The Grand Marais Art Colony has touched many lives through the years. Artists enthralled by the North Shore after a class at the Art Colony have moved north. Local property owners have plein air paintings adorning their walls, purchased at Art Colony “Clothesline Art Sales.” And the community has the honor of being home to the longest-lived art colony in the State of Minnesota. All thanks to Birney Quick, founder of the Art Colony and a talented artist himself.
And now thanks to Quick’s children, Mary, Dan and Leslie, there will be a retrospective of Quick’s work on display at the Johnson Heritage Post July 25 -September 7 in an exhibit titled A Quick Reflection.
Quick opened what eventually became the Grand Marais Art Colony as an outreach of the Minneapolis School of Art in June 1947 with his friend and colleague Byron Bradley of the Kilbride-Bradley Gallery in Minneapolis.

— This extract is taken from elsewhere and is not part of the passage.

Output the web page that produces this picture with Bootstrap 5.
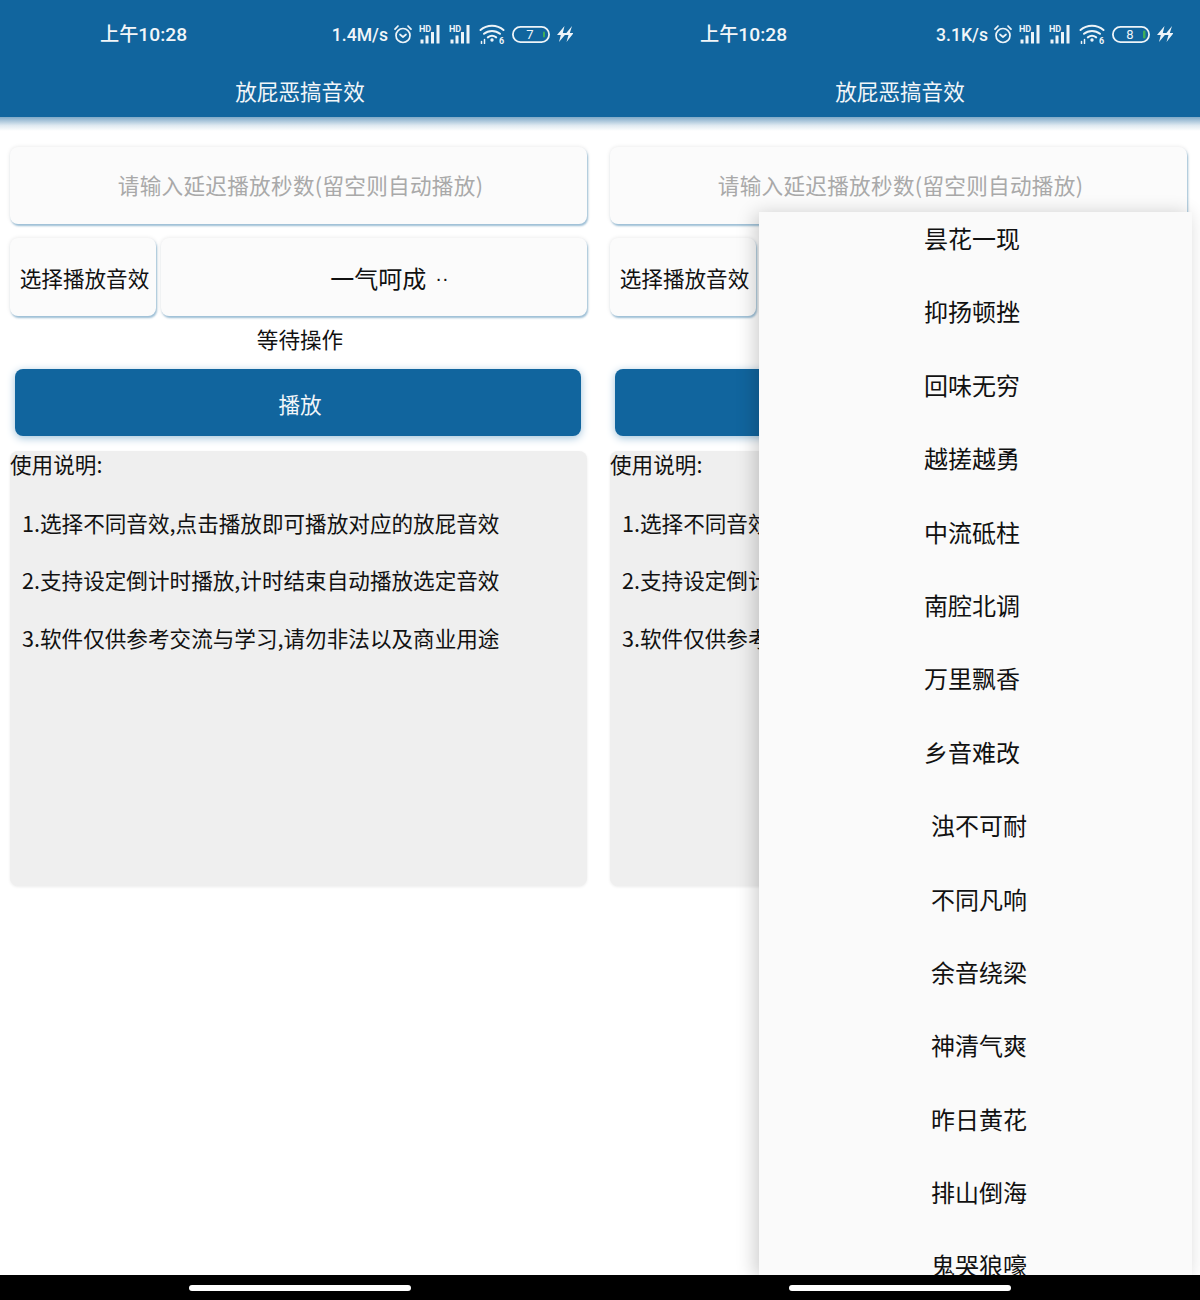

It began as the Outdoor School of Painting, according to the Cook County Historical Society, and later programming was offered as the Town Hall Art Colony.
Quick had honed his skills as an artist and instructor before forming the art colony. A Duluth and Proctor native, Quick spent the early 1930s studying at the Vesper George School of Art in Boston. He also studied at several Massachusetts and New York art colonies, including the Barn Studio in Andover, Massachusetts and in Woodstock, New York. He returned to Duluth in 1937 and operated a gallery there, while also employed as a sculpture and art instructor at the College of St. Scholastica.
Quick’s art career was almost interrupted when he joined the Army Air Corps in June 1943. However, art still found him—he spent part of his tour of duty painting a series of murals at the Keesler Air Base in Biloxi, Mississippi.
When he left the service, he joined the faculty of the Minneapolis School of Art as a painting and drawing instructor, where the idea of an art colony on Lake Superior’s North Shore was formed.
In 1956, the School of Art ended its sponsorship of the colony. Quick and Bradley became the owners of the enterprise and gave it the name it bears today, the Grand Marais Art Colony.
The art colony offered art classes to children and adults alike. It hosted jazz and symphony concerts, lectures and a variety of events. Each Monday night, Bradley and Quick hosted a fish fry and art demonstration. Fishing and exploring the beautiful North Shore was encouraged and outdoor painting was a constant focus.
Quick, Bradley and fellow artist Harvey Turner ran the art colony until 1981.
From that long tenure, Quick’s name became synonymous with the founding of the art colony. However, fans of the talented and prolific artist know that he produced over 10,000 works of art during his career. Quick’s work was shown in numerous oneman and group exhibitions in galleries such as Duluth’s Art Institute and the Tweed Gallery, Walker Art Center, Minneapolis Institute of Arts, the Art Institute of Chicago and more. Locally, Quick’s work can be seen on murals at the Grand Marais State Bank and in private homes and businesses.
Through the summer, his work can also be seen at the Johnson Heritage Post, just down the road from his beloved art colony and just across the street from the lake that drew him here. Stop by and enjoy A Quick Reflection.